Each AFE has two types of inputs (ESICIx and ESICHx), The main difference is that with ESICHx you can excite sensors (AFE1 and AFE2 use the same excitation logic)  and ESICIx inputs are not connected to the excitation logic.

 

 

      5. the TSM can be driven by ACLK, SMCLK or external 32KHz oscillator, enabling operation in most (all?) LPM modes

In addition to ACLK, SMCLK or 32KHz oscillator you can also use ESICLK which has a nominal frequency of 4.8 MHz but can be tunned to operate between 2.3 -7.9 MHz in ~78 KHz increments. Also, the ESI module allows you to divde your low frequency clock source by a wide number of dividers (refer to Table 28-25 in SLAU367)

 

 

6.  a processing state machine (PSM) that is programmable with up to 127(?) states, with state transitions driven by output of the PPU

Correct, you can program up to 127 states and the state transition are driven by output of PPU(PPUS1, PPU2,PPUS3) and bit Q6. Note: if you are using PPUS3 and bit Q6 for next PSM state transition you need to properly configure the ESIPSM register for such operation.

[zeke 693]

Wow!
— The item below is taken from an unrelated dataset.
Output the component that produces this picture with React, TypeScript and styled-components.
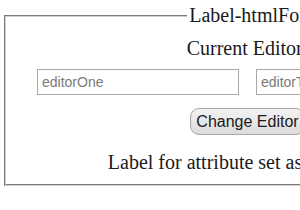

This device is complex - like it was designed for a specific client application but is now being re-purposed for regular, everyday applications.

 

The built in state machine application has me wondering, could it be used as a programmable logic controller (PLC) for industrial applications? 

 

I have an idea.

 

It would measure wellhead contact temperature, impeller rotation speed, fluid pressure, barometric pressure, air temperature, fluid temperature and RTC time. Then, based upon a whole lot of floating point calculations, it would calculate the instantaneous and running average flow rate of the wellhead.

 

Just for fun, I could add in wireless and modbusTCP communications.

 

Now, I wished I had an oil field client that required a new wellhead flow meter.